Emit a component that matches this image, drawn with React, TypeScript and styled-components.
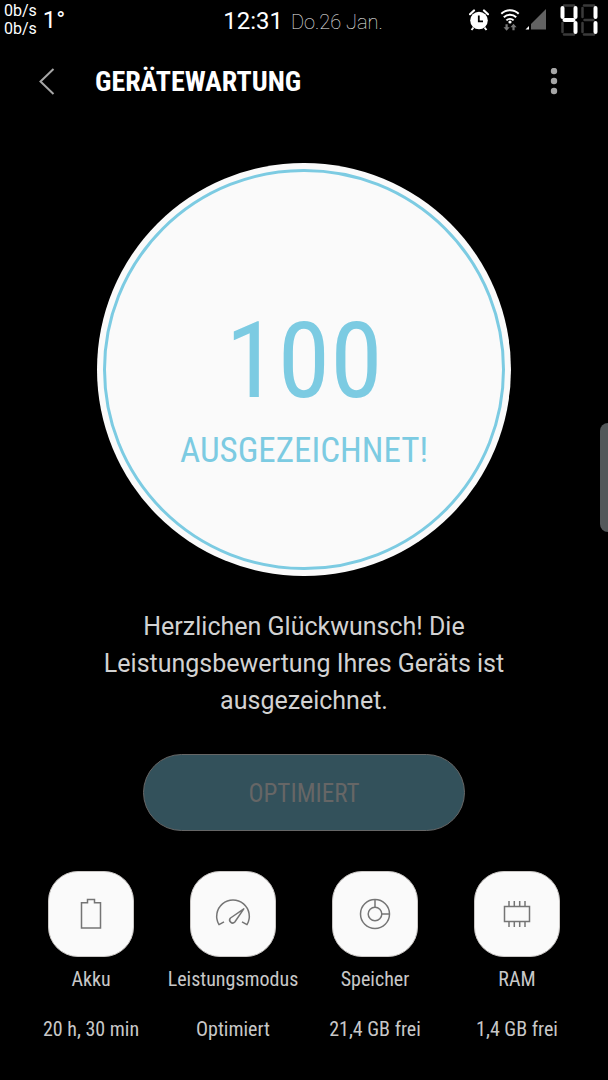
import React from 'react';
import styled, { createGlobalStyle } from 'styled-components';

const condensed = "'Roboto Condensed', 'Liberation Sans Narrow', Roboto, sans-serif";
const accent = '#7ccbe2';

const GlobalStyle = createGlobalStyle`
  * {
    box-sizing: border-box;
  }
  body {
    margin: 0;
    background: #000;
    color: #d2d2d2;
    font-family: Roboto, sans-serif;
  }
  button {
    margin: 0;
    padding: 0;
    border: 0;
    background: none;
    color: inherit;
    font: inherit;
  }
  svg {
    display: block;
  }
`;

const Screen = styled.div`
  position: relative;
  min-height: 100vh;
  background: #000;
`;

const StatusBar = styled.div`
  display: grid;
  grid-template-columns: 1fr auto 1fr;
  align-items: start;
  height: 40px;
  padding: 0 10px 0 4px;
  color: #fff;
`;

const StatusLeft = styled.div`
  display: flex;
  align-items: center;
  gap: 6px;
  height: 40px;
`;

const Speeds = styled.div`
  font-size: 16px;
  line-height: 18px;
`;

const Temperature = styled.span`
  font-size: 24px;
  line-height: 40px;
`;

const StatusClock = styled.div`
  display: flex;
  align-items: baseline;
  gap: 8px;
  padding-left: 4px;
  line-height: 42px;
`;

const Time = styled.time`
  font-size: 24px;
`;

const DateText = styled.time`
  font-size: 20px;
  font-weight: 100;
  color: #f0f0f0;
`;

const StatusRight = styled.div`
  display: flex;
  align-items: center;
  justify-content: flex-end;
  height: 40px;
`;

const Header = styled.header`
  display: flex;
  align-items: center;
  height: 84px;
  padding: 0 38px 0 31px;
`;

const IconButton = styled.button`
  display: flex;
  align-items: center;
  justify-content: center;
  width: 32px;
  height: 42px;
`;

const Title = styled.h1`
  flex: 1;
  margin: 0 0 0 32px;
  font-family: ${condensed};
  font-size: 28px;
  line-height: 42px;
  font-weight: 700;
  color: #fff;
`;

const Main = styled.main`
  display: flex;
  flex-direction: column;
  align-items: center;
  padding-top: 39px;
`;

const ScoreDisc = styled.section`
  width: 68%;
  aspect-ratio: 1;
  padding: 6px;
  border-radius: 50%;
  background: #fafafa;
`;

const ScoreRing = styled.div`
  display: flex;
  flex-direction: column;
  align-items: center;
  justify-content: center;
  height: 100%;
  padding-top: 34px;
  border: 3px solid ${accent};
  border-radius: 50%;
  color: ${accent};
  font-family: ${condensed};
`;

const Score = styled.div`
  font-size: 106px;
  line-height: 128px;
`;

const Rating = styled.div`
  font-size: 35px;
  line-height: 52px;
`;

const Message = styled.p`
  width: 70%;
  margin: 32px 0 0;
  font-size: 25px;
  line-height: 37px;
  text-align: center;
`;

const OptimizeButton = styled.button`
  width: 53%;
  height: 77px;
  margin-top: 35px;
  padding-top: 2px;
  border: 1px solid #666;
  border-radius: 39px;
  background: #33515b;
  color: #666;
  font-family: ${condensed};
  font-size: 25px;
`;

const Tiles = styled.nav`
  display: grid;
  grid-template-columns: repeat(4, 1fr);
  align-self: stretch;
  margin-top: 40px;
  padding: 0 20px;
`;

const Tile = styled.button`
  display: flex;
  flex-direction: column;
  align-items: center;
  color: #c8c8c8;
  font-family: ${condensed};
  font-size: 20px;
  line-height: 24px;
  white-space: nowrap;
`;

const TileIcon = styled.span`
  display: flex;
  align-items: center;
  justify-content: center;
  width: 86px;
  height: 86px;
  border: 1px solid #c9c6c4;
  border-radius: 30px;
  background: #fafafa;
`;

const TileName = styled.span`
  margin-top: 10px;
`;

const TileValue = styled.span`
  margin-top: 26px;
`;

const EdgeHandle = styled.div`
  position: absolute;
  top: 423px;
  right: 0;
  width: 8px;
  height: 109px;
  border-radius: 8px 0 0 8px;
  background: #53585a;
`;

const AlarmIcon = () => (
  <svg width="20" height="22" viewBox="0 0 20 22" fill="none">
    <circle cx="10" cy="11.500" r="8.800" fill="#fff" />
    <path d="M1 5.200L5 1.500M19 5.200L15 1.500" stroke="#fff" strokeWidth="2.200" strokeLinecap="round" />
    <path d="M4.500 18.500L2.500 21M15.500 18.500L17.500 21" stroke="#fff" strokeWidth="2" />
    <path d="M9.800 6.500V12.300H14" stroke="#000" strokeWidth="1.800" />
  </svg>
);

const WifiIcon = () => (
  <svg width="26" height="22" viewBox="-6 0 26 22" fill="none">
    <g stroke="#fff" strokeWidth="2">
      <path d="M1.300 4.700A12.500 12.500 0 0 1 18.700 4.700" />
      <path d="M3.800 8.200A8.900 8.900 0 0 1 16.200 8.200" />
      <path d="M6.400 11.400A5.200 5.200 0 0 1 13.600 11.400" />
    </g>
    <circle cx="10" cy="13" r="1.600" fill="#fff" />
    <path d="M5.500 15.300h2.200v3h2L6.600 21.800 3.500 18.300h2zM12.400 21.300h2.200v-3h2L13.500 14.800l-3.100 3.500h2z" fill="#777" />
  </svg>
);

const SignalIcon = () => (
  <svg width="22" height="22" viewBox="0 0 22 22">
    <path d="M21 0V20.500H6V15z" fill="#626262" />
    <path d="M4 17V20.500H.500z" fill="#fff" />
  </svg>
);

const segments: Record<string, [number, number, number, number]> = {
  a: [4, 1.5, 14, 1.5],
  b: [15.5, 4, 15.5, 13],
  c: [15.5, 19, 15.5, 28],
  d: [4, 30.5, 14, 30.5],
  e: [2.5, 19, 2.5, 28],
  f: [2.5, 4, 2.5, 13],
  g: [4.5, 16, 13.5, 16],
};

const SegmentDigit = ({ lit }: { lit: string }) => (
  <svg width="18" height="32" viewBox="0 0 18 32" strokeLinecap="round">
    {Object.entries(segments)
      .sort(([a], [b]) => Number(lit.includes(a)) - Number(lit.includes(b)))
      .map(([key, [x1, y1, x2, y2]]) => {
        const on = lit.includes(key);
        return (
          <line
            key={key}
            x1={x1}
            y1={y1}
            x2={x2}
            y2={y2}
            stroke={on ? '#fff' : '#3a3a3a'}
            strokeWidth={on ? 4 : 2.5}
          />
        );
      })}
  </svg>
);

const BatteryLevel = styled.div`
  display: flex;
  gap: 2px;
  margin-left: 13px;
`;

const StatusIcons = styled.div`
  display: flex;
  gap: 5px;
`;

const BackIcon = () => (
  <svg width="18" height="28" viewBox="0 0 18 28" fill="none">
    <path d="M15.500 1L2.500 13.500L15.500 26" stroke="#a6a6a6" strokeWidth="2" />
  </svg>
);

const MoreIcon = () => (
  <svg width="8" height="28" viewBox="0 0 8 28" fill="#a6a6a6">
    <circle cx="4" cy="3" r="3.200" />
    <circle cx="4" cy="13" r="3.200" />
    <circle cx="4" cy="23" r="3.200" />
  </svg>
);

const LineIcon = ({ children }: { children: React.ReactNode }) => (
  <svg width="36" height="36" viewBox="0 0 36 36" fill="none" stroke="#757575" strokeWidth="1.500">
    {children}
  </svg>
);

const tiles = [
  {
    name: 'Akku',
    value: '20 h, 30 min',
    icon: (
      <path d="M8.500 6.800H14.500V3.500H21.500V6.800H27.500V32H8.500Z" />
    ),
  },
  {
    name: 'Leistungsmodus',
    value: 'Optimiert',
    icon: (
      <>
        <path d="M9 25.800L4 28.600A16.300 16.300 0 1 1 32 28.600L27 25.800" strokeLinejoin="round" />
        <path d="M28.800 12.800L15.500 22A2.900 2.900 0 1 0 19.800 26Z" strokeLinejoin="round" />
      </>
    ),
  },
  {
    name: 'Speicher',
    value: '21,4 GB frei',
    icon: (
      <>
        <circle cx="18" cy="18" r="14.500" />
        <circle cx="18" cy="18" r="6.800" />
        <path d="M18 3.500V11.200M24.800 18H32.500" />
      </>
    ),
  },
  {
    name: 'RAM',
    value: '1,4 GB frei',
    icon: (
      <>
        <rect x="5.500" y="10.500" width="25" height="15" />
        <path d="M10 10.500V5M15.300 10.500V5M20.700 10.500V5M26 10.500V5M10 25.500V31M15.300 25.500V31M20.700 25.500V31M26 25.500V31" />
      </>
    ),
  },
];

export default function App() {
  return (
    <Screen>
      <GlobalStyle />
      <StatusBar>
        <StatusLeft>
          <Speeds>
            <div>0b/s</div>
            <div>0b/s</div>
          </Speeds>
          <Temperature>1°</Temperature>
        </StatusLeft>
        <StatusClock>
          <Time>12:31</Time>
          <DateText>Do.26 Jan.</DateText>
        </StatusClock>
        <StatusRight>
          <StatusIcons>
            <AlarmIcon />
            <WifiIcon />
            <SignalIcon />
          </StatusIcons>
          <BatteryLevel role="img" aria-label="41">
            <SegmentDigit lit="bcfg" />
            <SegmentDigit lit="bc" />
          </BatteryLevel>
        </StatusRight>
      </StatusBar>
      <Header>
        <IconButton type="button" aria-label="Zurück">
          <BackIcon />
        </IconButton>
        <Title>GERÄTEWARTUNG</Title>
        <IconButton type="button" aria-label="Weitere Optionen">
          <MoreIcon />
        </IconButton>
      </Header>
      <Main>
        <ScoreDisc>
          <ScoreRing>
            <Score>100</Score>
            <Rating>AUSGEZEICHNET!</Rating>
          </ScoreRing>
        </ScoreDisc>
        <Message>Herzlichen Glückwunsch! Die Leistungsbewertung Ihres Geräts ist ausgezeichnet.</Message>
        <OptimizeButton type="button" disabled>
          OPTIMIERT
        </OptimizeButton>
        <Tiles>
          {tiles.map((tile) => (
            <Tile type="button" key={tile.name}>
              <TileIcon>
                <LineIcon>{tile.icon}</LineIcon>
              </TileIcon>
              <TileName>{tile.name}</TileName>
              <TileValue>{tile.value}</TileValue>
            </Tile>
          ))}
        </Tiles>
      </Main>
      <EdgeHandle />
    </Screen>
  );
}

Work instructions
Return only the lines from the start of the data through the line that contains "const accent = '#7ccbe2';", please, copying them exactly and omitting all pictures.

The answer
Emit a component that matches this image, drawn with React, TypeScript and styled-components.
import React from 'react';
import styled, { createGlobalStyle } from 'styled-components';

const condensed = "'Roboto Condensed', 'Liberation Sans Narrow', Roboto, sans-serif";
const accent = '#7ccbe2';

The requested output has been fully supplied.